The seven $4$-tuples of bitangents are explained in [4].

# Question 26: Brundu-Logar normal form

Michela Brundu and Alessandro Logar [1] offer a computational study of cubic surfaces via the normal form

$f = a_1(2x^2y−2xy^2 +xz^2 −xzw−yw^2 +yzw) + a_2(x−w)(xz+yw)+ a_3(z+w)(yw−xz) + a_4(y−z)(xz+yw) + a_5(x−y)(yw−xz).$

This amounts to fixing an $L$-set, which is a special configuration of five lines on $V(f)$.

How to compute the Brundu-Logar form in practise? Can we write $a_1,a_2,a_3,a_4,a_5$ as rational functions in $c_1,c_2,a_3,\dots,c_{20}$? What does this tell us tropically?

# Question 27: Steiner representations

Here is another normal form, found in [2]. From the classical construction of Steiner sets, one shows that a general cubic surface has $120$ distinct representations
$f = l_1l_2l_3+m_1m_2m_3$, where the $l_i$ and $m_i$ are linear forms. We call this a Steiner representation of the cubic $f$.

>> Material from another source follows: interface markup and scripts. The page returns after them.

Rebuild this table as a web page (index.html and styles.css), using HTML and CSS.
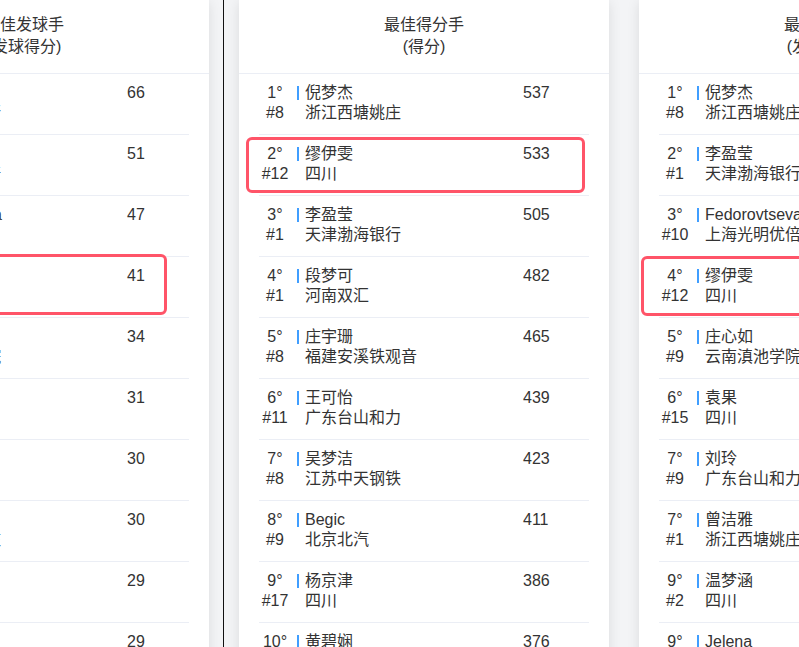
FILE: index.html
```html
<!DOCTYPE html>
<html lang="zh-CN">
<head>
<meta charset="utf-8">
<title>最佳球员</title>
<link rel="stylesheet" href="styles.css">
</head>
<body>
<div class="board">
  <section class="card card--serve">
    <header class="card-head"><div>最佳发球手</div><div>(发球得分)</div></header>
    <ul class="rank-list">
      <li class="row"><div class="pos"><span>1°</span><span>#6</span></div><div class="who"><span class="name">王媛媛</span><span class="team">天津渤海银行</span></div><div class="score">66</div></li>
      <li class="row"><div class="pos"><span>2°</span><span>#3</span></div><div class="who"><span class="name">陈博雅</span><span class="team">上海光明优倍</span></div><div class="score">51</div></li>
      <li class="row"><div class="pos"><span>3°</span><span>#10</span></div><div class="who"><span class="name">Fedorovtseva</span><span class="team">上海</span></div><div class="score">47</div></li>
      <li class="row row--mark mark-left"><div class="pos"><span>4°</span><span>#12</span></div><div class="who"><span class="name">缪伊雯</span><span class="team">四川</span></div><div class="score">41</div></li>
      <li class="row"><div class="pos"><span>5°</span><span>#9</span></div><div class="who"><span class="name">庄心如</span><span class="team">云南滇池学院</span></div><div class="score">34</div></li>
      <li class="row"><div class="pos"><span>6°</span><span>#15</span></div><div class="who"><span class="name">袁果</span><span class="team">四川</span></div><div class="score">31</div></li>
      <li class="row"><div class="pos"><span>7°</span><span>#2</span></div><div class="who"><span class="name">温梦涵</span><span class="team">四川</span></div><div class="score">30</div></li>
      <li class="row"><div class="pos"><span>7°</span><span>#1</span></div><div class="who"><span class="name">曾洁雅</span><span class="team">浙江西塘姚庄</span></div><div class="score">30</div></li>
      <li class="row"><div class="pos"><span>9°</span><span>#9</span></div><div class="who"><span class="name">刘玲</span><span class="team">广东</span></div><div class="score">29</div></li>
      <li class="row"><div class="pos"><span>9°</span><span>#8</span></div><div class="who"><span class="name">吴梦洁</span><span class="team">江苏</span></div><div class="score">29</div></li>
    </ul>
  </section>

  <div class="rule"></div>

  <section class="card">
    <header class="card-head"><div>最佳得分手</div><div>(得分)</div></header>
    <ul class="rank-list">
      <li class="row"><div class="pos"><span>1°</span><span>#8</span></div><div class="who"><span class="name">倪梦杰</span><span class="team">浙江西塘姚庄</span></div><div class="score">537</div></li>
      <li class="row row--mark mark-mid"><div class="pos"><span>2°</span><span>#12</span></div><div class="who"><span class="name">缪伊雯</span><span class="team">四川</span></div><div class="score">533</div></li>
      <li class="row"><div class="pos"><span>3°</span><span>#1</span></div><div class="who"><span class="name">李盈莹</span><span class="team">天津渤海银行</span></div><div class="score">505</div></li>
      <li class="row"><div class="pos"><span>4°</span><span>#1</span></div><div class="who"><span class="name">段梦可</span><span class="team">河南双汇</span></div><div class="score">482</div></li>
      <li class="row"><div class="pos"><span>5°</span><span>#8</span></div><div class="who"><span class="name">庄宇珊</span><span class="team">福建安溪铁观音</span></div><div class="score">465</div></li>
      <li class="row"><div class="pos"><span>6°</span><span>#11</span></div><div class="who"><span class="name">王可怡</span><span class="team">广东台山和力</span></div><div class="score">439</div></li>
      <li class="row"><div class="pos"><span>7°</span><span>#8</span></div><div class="who"><span class="name">吴梦洁</span><span class="team">江苏中天钢铁</span></div><div class="score">423</div></li>
      <li class="row"><div class="pos"><span>8°</span><span>#9</span></div><div class="who"><span class="name">Begic</span><span class="team">北京北汽</span></div><div class="score">411</div></li>
      <li class="row"><div class="pos"><span>9°</span><span>#17</span></div><div class="who"><span class="name">杨京津</span><span class="team">四川</span></div><div class="score">386</div></li>
      <li class="row"><div class="pos"><span>10°</span><span>#7</span></div><div class="who"><span class="name">黄碧娴</span><span class="team">广东台山和力</span></div><div class="score">376</div></li>
    </ul>
  </section>

  <section class="card">
    <header class="card-head"><div>最佳扣球手</div><div>(发球得分)</div></header>
    <ul class="rank-list">
      <li class="row"><div class="pos"><span>1°</span><span>#8</span></div><div class="who"><span class="name">倪梦杰</span><span class="team">浙江西塘姚庄</span></div><div class="score">88</div></li>
      <li class="row"><div class="pos"><span>2°</span><span>#1</span></div><div class="who"><span class="name">李盈莹</span><span class="team">天津渤海银行</span></div><div class="score">80</div></li>
      <li class="row"><div class="pos"><span>3°</span><span>#10</span></div><div class="who"><span class="name">Fedorovtseva</span><span class="team">上海光明优倍</span></div><div class="score">75</div></li>
      <li class="row row--mark mark-right"><div class="pos"><span>4°</span><span>#12</span></div><div class="who"><span class="name">缪伊雯</span><span class="team">四川</span></div><div class="score">70</div></li>
      <li class="row"><div class="pos"><span>5°</span><span>#9</span></div><div class="who"><span class="name">庄心如</span><span class="team">云南滇池学院</span></div><div class="score">66</div></li>
      <li class="row"><div class="pos"><span>6°</span><span>#15</span></div><div class="who"><span class="name">袁果</span><span class="team">四川</span></div><div class="score">61</div></li>
      <li class="row"><div class="pos"><span>7°</span><span>#9</span></div><div class="who"><span class="name">刘玲</span><span class="team">广东台山和力</span></div><div class="score">58</div></li>
      <li class="row"><div class="pos"><span>7°</span><span>#1</span></div><div class="who"><span class="name">曾洁雅</span><span class="team">浙江西塘姚庄</span></div><div class="score">58</div></li>
      <li class="row"><div class="pos"><span>9°</span><span>#2</span></div><div class="who"><span class="name">温梦涵</span><span class="team">四川</span></div><div class="score">55</div></li>
      <li class="row"><div class="pos"><span>9°</span><span>#5</span></div><div class="who"><span class="name">Jelena</span><span class="team">北京北汽</span></div><div class="score">55</div></li>
    </ul>
  </section>
</div>
</body>
</html>
```

FILE: styles.css
```css
html, body {
  margin: 0;
  padding: 0;
  height: 100%;
  overflow: hidden;
  background: #f3f4f6;
}

body {
  font-family: "Liberation Sans", "Noto Sans CJK SC", sans-serif;
  font-size: 16px;
  color: #333333;
}

.board {
  display: flex;
  align-items: flex-start;
  width: max-content;
  min-height: 100vh;
  margin-left: -161px;
}

.card {
  flex: none;
  width: 370px;
  background: #ffffff;
  box-shadow: 0 2px 12px rgba(0, 0, 0, 0.1);
}

.card + .card {
  margin-left: 30px;
}

.rule {
  flex: none;
  align-self: stretch;
  width: 1px;
  background: #111111;
  margin: 0 15px 0 14px;
}

.card-head {
  padding: 14px 0 15px;
  line-height: 22px;
  text-align: center;
  border-bottom: 1px solid #ebeef5;
}

.rank-list {
  list-style: none;
  margin: 0 20px;
  padding: 0;
}

.row {
  position: relative;
  display: grid;
  grid-template-columns: 32px 232px 1fr;
  padding: 9px 0 11px;
  line-height: 20px;
  border-bottom: 1px solid #ebeef5;
}

.card--serve .row {
  grid-template-columns: 32px 236px 1fr;
}

.pos {
  display: flex;
  flex-direction: column;
  align-items: center;
  white-space: nowrap;
}

.who {
  display: flex;
  flex-direction: column;
  padding-left: 5px;
  white-space: nowrap;
}

.name::before {
  content: "";
  display: inline-block;
  width: 2px;
  height: 14px;
  margin: 0 6px 0 1px;
  vertical-align: -2px;
  background: #409eff;
}

.team {
  padding-left: 9px;
}

.score {
  white-space: nowrap;
}

.row--mark::after {
  content: "";
  position: absolute;
  border: 3px solid #ff5468;
  border-radius: 6px;
  pointer-events: none;
}

.mark-mid::after {
  top: 2px;
  bottom: 2px;
  left: -13px;
  right: 4px;
}

.mark-right::after {
  top: -1px;
  bottom: 1px;
  left: -18px;
  right: 4px;
}

.mark-left::after {
  top: -3px;
  bottom: 2px;
  left: -13px;
  right: 22px;
}
```
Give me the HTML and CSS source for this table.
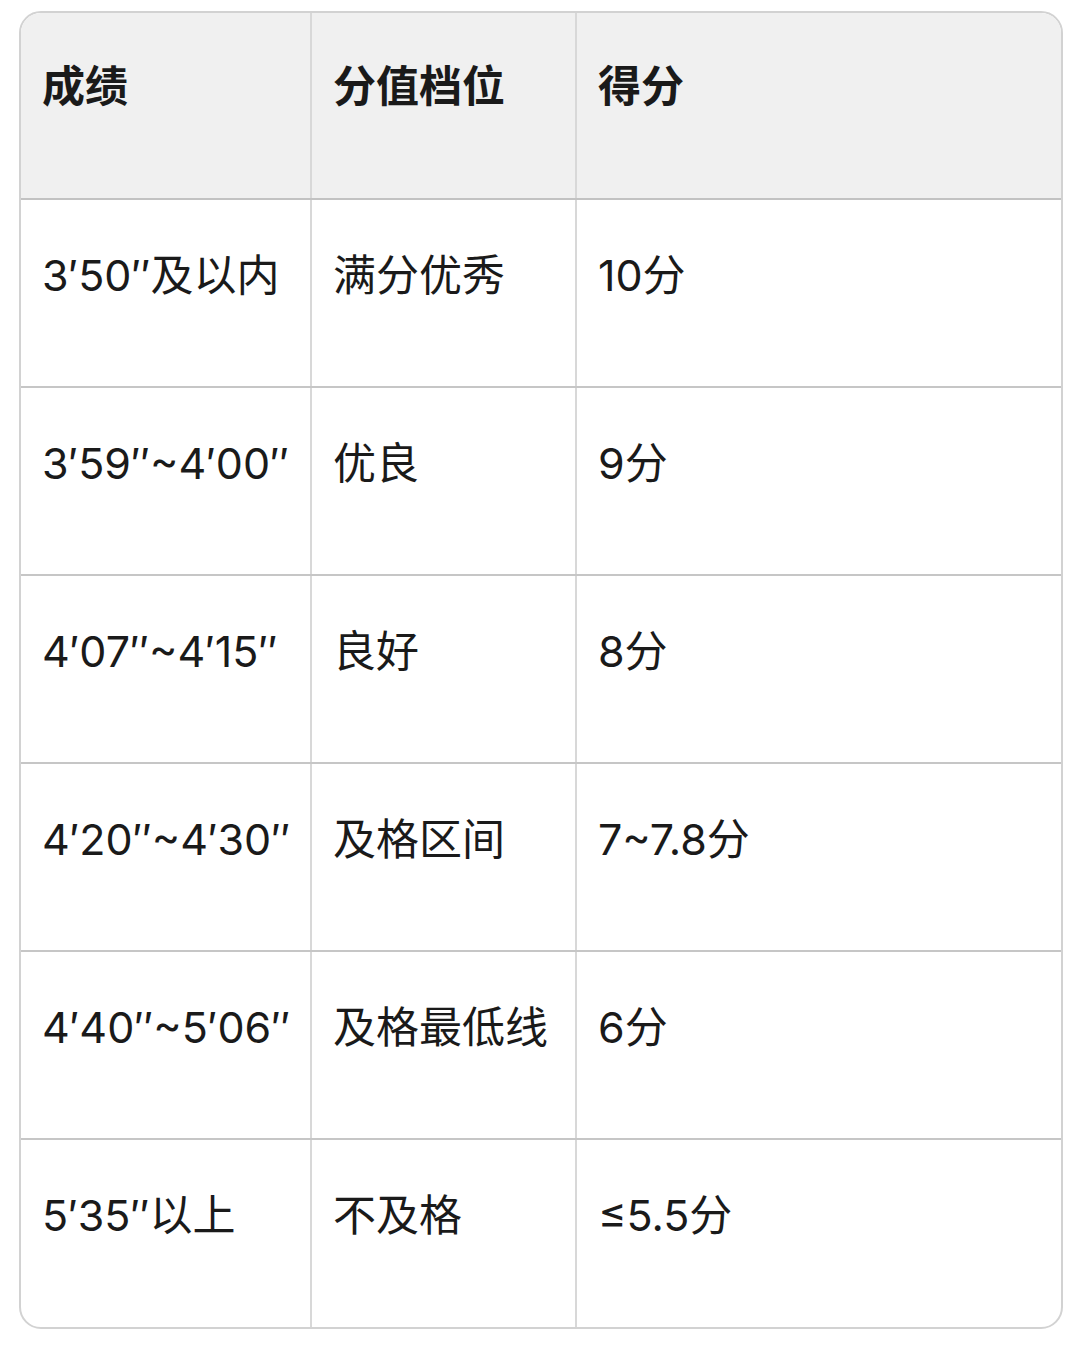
FILE: index.html
```html
<!DOCTYPE html>
<html lang="zh-CN">
<head>
<meta charset="utf-8">
<title>成绩评分表</title>
<link rel="stylesheet" href="styles.css">
</head>
<body>
<div class="card">
  <table class="score">
    <thead>
      <tr><th class="c1">成绩</th><th class="c2">分值档位</th><th class="c3">得分</th></tr>
    </thead>
    <tbody>
      <tr><td>3′50″及以内</td><td>满分优秀</td><td>10分</td></tr>
      <tr><td>3′59″~4′00″</td><td>优良</td><td>9分</td></tr>
      <tr><td>4′07″~4′15″</td><td>良好</td><td>8分</td></tr>
      <tr><td>4′20″~4′30″</td><td>及格区间</td><td>7~7.8分</td></tr>
      <tr><td>4′40″~5′06″</td><td>及格最低线</td><td>6分</td></tr>
      <tr><td>5′35″以上</td><td>不及格</td><td>≤5.5分</td></tr>
    </tbody>
  </table>
</div>
</body>
</html>
```
FILE: styles.css
```css
html, body {
  margin: 0;
  padding: 0;
  background: #ffffff;
}
body {
  padding: 11px 0 0 19px;
  font-family: "Inter", "Noto Sans CJK SC", sans-serif;
  color: #1a1a1a;
}
.card {
  width: 1044px;
  box-sizing: border-box;
  border: 2px solid #d2d2d2;
  border-radius: 22px;
  overflow: hidden;
}
.score {
  width: 100%;
  border-collapse: collapse;
  table-layout: fixed;
}
.score th,
.score td {
  text-align: left;
  vertical-align: top;
  font-size: 43px;
  line-height: 60px;
  padding: 45px 14px 0 21px;
  box-sizing: border-box;
  border-left: 2px solid #d8d8d8;
  white-space: nowrap;
}
.score th:first-child,
.score td:first-child {
  border-left: none;
}
.score th {
  height: 186px;
  padding-top: 43px;
  background: #f0f0f0;
  font-weight: 700;
  border-bottom: 2px solid #c2c2c2;
}
.score td {
  height: 188px;
  font-weight: 400;
  border-bottom: 2px solid #c6c6c6;
}
.score tbody tr:last-child td {
  border-bottom: none;
}
.c1 { width: 290px; }
.c2 { width: 265px; }
.c3 { width: auto; }
```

How to compute Steiner representations in practise? Can it be tropicalized?

Bibliography
1. M.Brundu and A. Logar, Classification Of Cubic Surfaces with Computational Methods, Transformation Groups (1998), article.
2. A. Buckley and T. Košir, Determinantal Representations of Smooth Cubic Surfaces, Geometriae Dedicata (2007), article.
3. M.B. Guillén, D. Corey, M. Donten-Bury, N. Fujita and G. Merz, Khovanskii Bases of Cox–Nagata Rings and Tropical Geometry, Fields Institute Communications (2017), article.
4. Lee, H. and Len, Y., Bitangents of Non-smooth Tropical Quartics, Portugaliae Mathematica (2018), article.
5. N. Bruin and E.C. Sertöz, Prym varieties of genus four curves (2018), article.
6. Q. Ren, K. Shaw and B. Sturmfels, Tropicalization of del Pezzo surfaces, Advances in Mathematics (2016), article.
7. E. J. Nanson, On the Eliminant of a Set of Quadrics, Ternary or Quternary, (1899), article.
8. G. Salmon, On Quaternary Cubics, Philosophical Transactions of the Royal Society of London (1860), article.
9. A. Seigal, Ranks and Symmetric Ranks of Cubic Surfaces (2018), article.
10. B. Sturmfels and Z. Xu, Sagbi bases of Cox–Nagata rings, Journal of the European Mathematical Society (2010), article.